- _Source material_:
====================
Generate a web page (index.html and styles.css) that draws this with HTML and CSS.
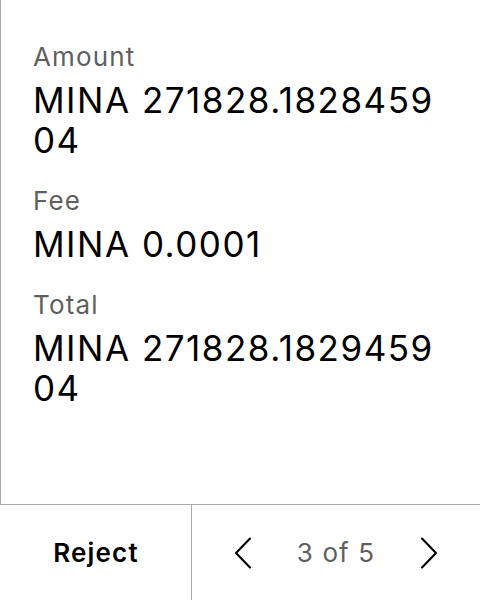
FILE: index.html
```html
<!DOCTYPE html>
<html>
<head>
<meta charset="utf-8">
<link rel="stylesheet" href="styles.css">
</head>
<body>
<div class="screen">
  <main class="details">
    <section class="field">
      <div class="label">Amount</div>
      <div class="value">MINA 271828.1828459<br>04</div>
    </section>
    <section class="field">
      <div class="label">Fee</div>
      <div class="value">MINA 0.0001</div>
    </section>
    <section class="field">
      <div class="label">Total</div>
      <div class="value">MINA 271828.1829459<br>04</div>
    </section>
  </main>
  <footer class="actions">
    <button class="reject">Reject</button>
    <div class="pager">
      <svg class="chev" width="18" height="32" viewBox="0 0 18 32"><path d="M16 1.5 L2 16 L16 30.5" fill="none" stroke="#000" stroke-width="2.1" stroke-linecap="round" stroke-linejoin="round"/></svg>
      <span class="count">3 of 5</span>
      <svg class="chev" width="18" height="32" viewBox="0 0 18 32"><path d="M2 1.5 L16 16 L2 30.5" fill="none" stroke="#000" stroke-width="2.1" stroke-linecap="round" stroke-linejoin="round"/></svg>
    </div>
  </footer>
</div>
</body>
</html>
```
FILE: styles.css
```css
html, body {
  margin: 0;
  padding: 0;
  background: #fff;
}
body {
  font-family: Inter, "Noto Sans", sans-serif;
  color: #000;
}
.screen {
  width: 480px;
  height: 600px;
  display: flex;
  flex-direction: column;
}
.details {
  flex: 1;
  border-left: 1px solid #aaaaaa;
  padding: 41px 0 0 32px;
  display: flex;
  flex-direction: column;
  gap: 25px;
}
.field {
  display: flex;
  flex-direction: column;
  gap: 7px;
}
.label {
  font-size: 26px;
  line-height: 32px;
  letter-spacing: 1.15px;
  color: #5f5f5f;
}
.value {
  font-size: 35px;
  line-height: 40px;
  letter-spacing: 1.5px;
  color: #000;
}
.actions {
  height: 95px;
  border-top: 1px solid #aaaaaa;
  display: flex;
}
.reject {
  width: 192px;
  border: none;
  border-right: 1px solid #aaaaaa;
  background: #fff;
  font-family: Inter, "Noto Sans", sans-serif;
  font-size: 26px;
  font-weight: 600;
  letter-spacing: 1.2px;
  color: #000;
  padding: 0 0 0 1px;
}
.pager {
  flex: 1;
  display: flex;
  align-items: center;
  justify-content: center;
  gap: 45px;
}
.count {
  font-size: 26px;
  letter-spacing: 1.1px;
  color: #5f5f5f;
}
.chev {
  display: block;
}
```
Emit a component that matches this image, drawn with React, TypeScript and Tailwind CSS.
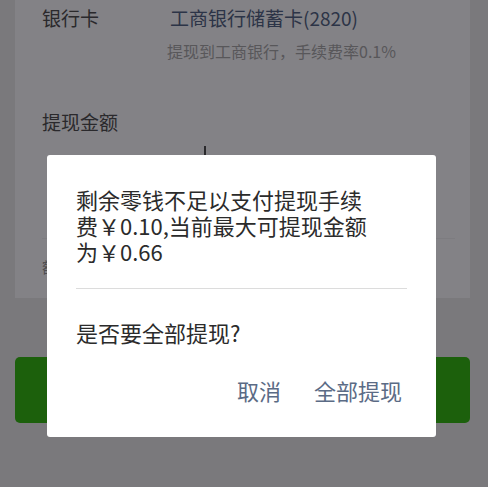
import React from 'react'

const font = { fontFamily: '"Noto Sans CJK SC", "Noto Sans", sans-serif' }

/* ── Dimmed withdraw page behind the dialog ── */
function WithdrawPage() {
  return (
    <div className="pl-[15px] pr-[18px]">
      <div className="h-[298px] bg-[#838286] pl-[27px] pr-[15px] pt-[5px]">
        <div className="flex text-[19px] leading-[26px] text-[#2a292c]">
          <span className="w-[128px]">银行卡</span>
          <span className="text-[#2c3447]">工商银行储蓄卡(2820)</span>
        </div>
        <div className="mt-[10px] ml-[125px] text-[16px] leading-[20px] text-[#58575a]">
          提现到工商银行，手续费率0.1%
        </div>
        <div className="mt-[48px] text-[19px] leading-[26px] text-[#2a292c]">提现金额</div>
        <div className="mt-[11px] ml-[162px] h-[30px] w-[2px] bg-[#2a292c]" />
        <div className="mt-[62px] h-px bg-[#7d7c80]" />
        <div className="mt-[18px] text-[15px] leading-[20px] text-[#4e4d50]">额</div>
      </div>
      <button className="mt-[59px] h-[66px] w-full rounded-[5px] bg-[#1c600c]" />
    </div>
  )
}

/* ── Confirm dialog ── */
function ConfirmDialog() {
  return (
    <div className="absolute left-[47px] top-[155px] flex h-[282px] w-[389px] flex-col rounded-[3px] bg-white px-[29px]">
      <p className="mt-[31px] w-[300px] text-[22px] leading-[26px] text-[#2b2b2b]">
        剩余零钱不足以支付提现手续费￥0.10,当前最大可提现金额为￥0.66
      </p>
      <div className="mt-[24px] h-px bg-[#dcdcdc]" />
      <p className="mt-[30px] text-[22px] leading-[26px] text-[#2b2b2b]">是否要全部提现?</p>
      <div className="mt-[32px] flex justify-end gap-[33px] pr-[5px] text-[22px] leading-[26px] text-[#5b6b85]">
        <span>取消</span>
        <span>全部提现</span>
      </div>
    </div>
  )
}

export default function App() {
  return (
    <div className="relative h-[487px] w-full overflow-hidden bg-[#7a797c]" style={font}>
      <WithdrawPage />
      <ConfirmDialog />
    </div>
  )
}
====================
Return the material word for word. Pictures are not part of the copy.

Generate a web page (index.html and styles.css) that draws this with HTML and CSS.
FILE: index.html
```html
<!DOCTYPE html>
<html>
<head>
<meta charset="utf-8">
<link rel="stylesheet" href="styles.css">
</head>
<body>
<div class="screen">
  <main class="details">
    <section class="field">
      <div class="label">Amount</div>
      <div class="value">MINA 271828.1828459<br>04</div>
    </section>
    <section class="field">
      <div class="label">Fee</div>
      <div class="value">MINA 0.0001</div>
    </section>
    <section class="field">
      <div class="label">Total</div>
      <div class="value">MINA 271828.1829459<br>04</div>
    </section>
  </main>
  <footer class="actions">
    <button class="reject">Reject</button>
    <div class="pager">
      <svg class="chev" width="18" height="32" viewBox="0 0 18 32"><path d="M16 1.5 L2 16 L16 30.5" fill="none" stroke="#000" stroke-width="2.1" stroke-linecap="round" stroke-linejoin="round"/></svg>
      <span class="count">3 of 5</span>
      <svg class="chev" width="18" height="32" viewBox="0 0 18 32"><path d="M2 1.5 L16 16 L2 30.5" fill="none" stroke="#000" stroke-width="2.1" stroke-linecap="round" stroke-linejoin="round"/></svg>
    </div>
  </footer>
</div>
</body>
</html>
```
FILE: styles.css
```css
html, body {
  margin: 0;
  padding: 0;
  background: #fff;
}
body {
  font-family: Inter, "Noto Sans", sans-serif;
  color: #000;
}
.screen {
  width: 480px;
  height: 600px;
  display: flex;
  flex-direction: column;
}
.details {
  flex: 1;
  border-left: 1px solid #aaaaaa;
  padding: 41px 0 0 32px;
  display: flex;
  flex-direction: column;
  gap: 25px;
}
.field {
  display: flex;
  flex-direction: column;
  gap: 7px;
}
.label {
  font-size: 26px;
  line-height: 32px;
  letter-spacing: 1.15px;
  color: #5f5f5f;
}
.value {
  font-size: 35px;
  line-height: 40px;
  letter-spacing: 1.5px;
  color: #000;
}
.actions {
  height: 95px;
  border-top: 1px solid #aaaaaa;
  display: flex;
}
.reject {
  width: 192px;
  border: none;
  border-right: 1px solid #aaaaaa;
  background: #fff;
  font-family: Inter, "Noto Sans", sans-serif;
  font-size: 26px;
  font-weight: 600;
  letter-spacing: 1.2px;
  color: #000;
  padding: 0 0 0 1px;
}
.pager {
  flex: 1;
  display: flex;
  align-items: center;
  justify-content: center;
  gap: 45px;
}
.count {
  font-size: 26px;
  letter-spacing: 1.1px;
  color: #5f5f5f;
}
.chev {
  display: block;
}
```
Emit a component that matches this image, drawn with React, TypeScript and Tailwind CSS.
import React from 'react'

const font = { fontFamily: '"Noto Sans CJK SC", "Noto Sans", sans-serif' }

/* ── Dimmed withdraw page behind the dialog ── */
function WithdrawPage() {
  return (
    <div className="pl-[15px] pr-[18px]">
      <div className="h-[298px] bg-[#838286] pl-[27px] pr-[15px] pt-[5px]">
        <div className="flex text-[19px] leading-[26px] text-[#2a292c]">
          <span className="w-[128px]">银行卡</span>
          <span className="text-[#2c3447]">工商银行储蓄卡(2820)</span>
        </div>
        <div className="mt-[10px] ml-[125px] text-[16px] leading-[20px] text-[#58575a]">
          提现到工商银行，手续费率0.1%
        </div>
        <div className="mt-[48px] text-[19px] leading-[26px] text-[#2a292c]">提现金额</div>
        <div className="mt-[11px] ml-[162px] h-[30px] w-[2px] bg-[#2a292c]" />
        <div className="mt-[62px] h-px bg-[#7d7c80]" />
        <div className="mt-[18px] text-[15px] leading-[20px] text-[#4e4d50]">额</div>
      </div>
      <button className="mt-[59px] h-[66px] w-full rounded-[5px] bg-[#1c600c]" />
    </div>
  )
}

/* ── Confirm dialog ── */
function ConfirmDialog() {
  return (
    <div className="absolute left-[47px] top-[155px] flex h-[282px] w-[389px] flex-col rounded-[3px] bg-white px-[29px]">
      <p className="mt-[31px] w-[300px] text-[22px] leading-[26px] text-[#2b2b2b]">
        剩余零钱不足以支付提现手续费￥0.10,当前最大可提现金额为￥0.66
      </p>
      <div className="mt-[24px] h-px bg-[#dcdcdc]" />
      <p className="mt-[30px] text-[22px] leading-[26px] text-[#2b2b2b]">是否要全部提现?</p>
      <div className="mt-[32px] flex justify-end gap-[33px] pr-[5px] text-[22px] leading-[26px] text-[#5b6b85]">
        <span>取消</span>
        <span>全部提现</span>
      </div>
    </div>
  )
}

export default function App() {
  return (
    <div className="relative h-[487px] w-full overflow-hidden bg-[#7a797c]" style={font}>
      <WithdrawPage />
      <ConfirmDialog />
    </div>
  )
}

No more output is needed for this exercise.